In the Mahabharata a story is recounted of wild birds that spit gold, and were discovered by a man who soon strangled them "out of greed".

==Use in the arts==
The French text was set as the fourth of Rudolf Koumans' Vijf fabels van La Fontaine for children's choir and orchestra (Op. 25 1968). Yassen Vodenitcharov (b. 1964) has created a chamber opera from the story (2004) and Vladimir Cosma included the poem as the ninth piece in Eh bien ! Dansez maintenant (2006), a light-hearted interpretation for narrator and orchestra in the style of a foxtrot.

The majority of illustrations of "The Goose that Laid the Golden Eggs" picture the farmer despairing after discovering that he has killed the goose to no purpose. It was also one of several fables applied to political issues by the American illustrator Thomas Nast. Captioned Always killing the goose that lays the golden eggs, it appeared in Harpers Weekly for March 16, 1878. There the picture of the baffled farmer, advised by a 'Communistic Statesman', referred to the rail strike of 1877. The farmer stands for the politically driven union members whose wife and children sorrow in the background.
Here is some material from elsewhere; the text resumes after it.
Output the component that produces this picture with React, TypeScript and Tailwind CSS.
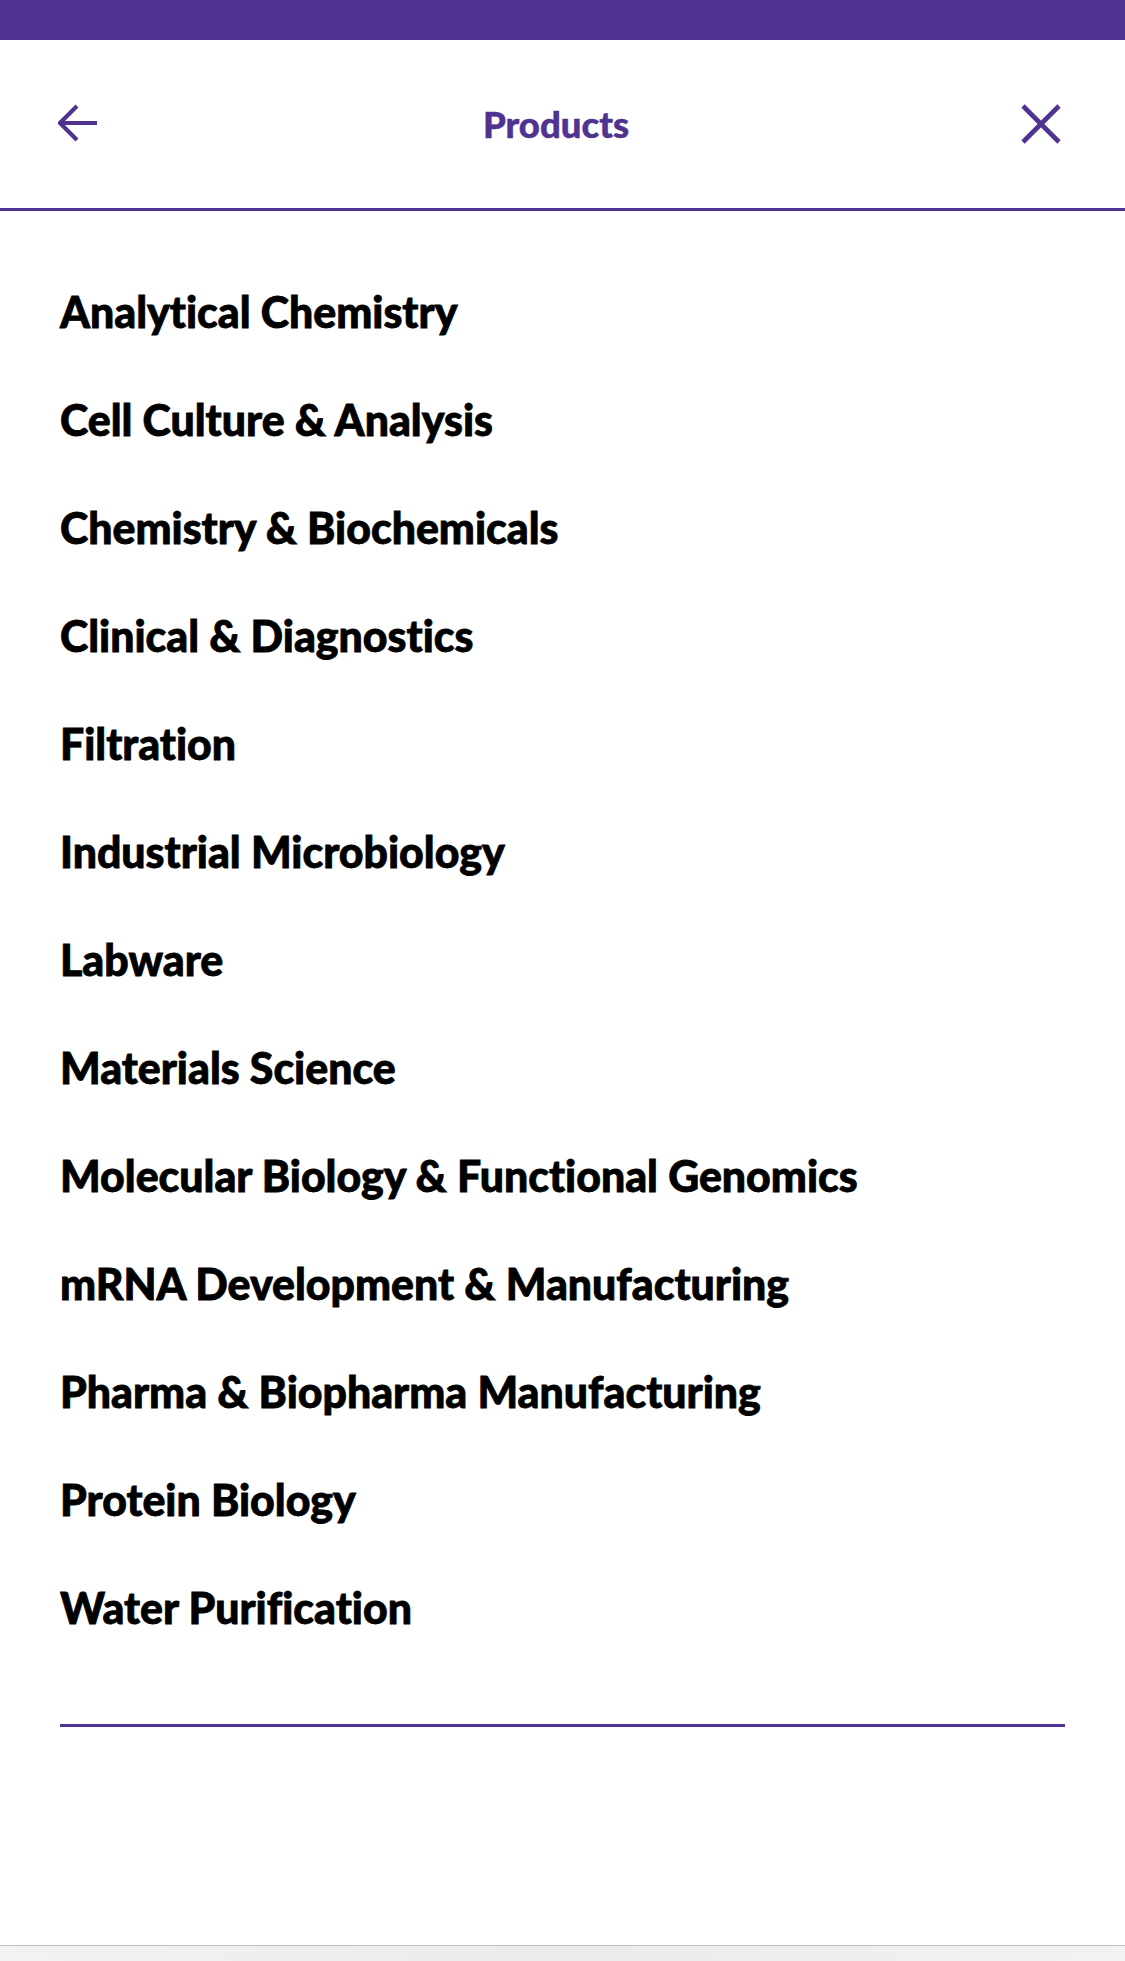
import React from "react";

const items = [
  "Analytical Chemistry",
  "Cell Culture & Analysis",
  "Chemistry & Biochemicals",
  "Clinical & Diagnostics",
  "Filtration",
  "Industrial Microbiology",
  "Labware",
  "Materials Science",
  "Molecular Biology & Functional Genomics",
  "mRNA Development & Manufacturing",
  "Pharma & Biopharma Manufacturing",
  "Protein Biology",
  "Water Purification",
];

export default function App() {
  return (
    <div
      className="w-[1125px] h-[1961px] bg-white flex flex-col overflow-hidden [font-variant-ligatures:none] [font-feature-settings:'liga'_0,'calt'_0,'dlig'_0]"
      style={{ fontFamily: "Lato, 'Noto Sans', sans-serif" }}
    >
      <div className="h-[40px] bg-[#503291] shrink-0" />
      <header className="h-[168px] shrink-0 flex items-center justify-between pl-[58px] pr-[64px] border-b-[3px] border-[#503291] box-content">
        <svg width="40" height="40" viewBox="0 0 40 40" className="mt-[-2px]">
          <path
            d="M39 20 H3 M19 3 L2 20 L19 37"
            fill="none"
            stroke="#503291"
            strokeWidth="4.2"
          />
        </svg>
        <h1 className="text-[36.5px] font-black text-[#503291] leading-none mr-[7px] [-webkit-text-stroke:0.5px_#503291]">
          Products
        </h1>
        <svg width="40" height="40" viewBox="0 0 40 40" className="mt-[-1px]">
          <path
            d="M2 2 L38 38 M38 2 L2 38"
            fill="none"
            stroke="#503291"
            strokeWidth="4.6"
          />
        </svg>
      </header>
      <nav className="pt-[47px] px-[60px]">
        <ul className="flex flex-col">
          {items.map((t) => (
            <li
              key={t}
              className="text-[42.8px] font-black text-black leading-[108px] [-webkit-text-stroke:0.8px_black]"
            >
              {t}
            </li>
          ))}
        </ul>
        <div className="mt-[62px] h-[3px] bg-[#503291]" />
      </nav>
      <div className="flex-1" />
      <div className="h-[16px] shrink-0 border-t border-[#bdbdbd] bg-gradient-to-r from-[#f2f2f2] via-[#ebebeb] to-[#f2f2f2]" />
    </div>
  );
}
Two postage stamps have also featured the fable. Burundi's 1987 set of children's tales uses Gustave Doré's picture of the despairing farmer holding the body of the slaughtered goose (see above). The fable later appears on the 73 pence value from a Jersey set celebrating the bicentenary of Hans Christian Andersen in 2005, although "The Goose that Laid the Golden Egg" never figured among his stories.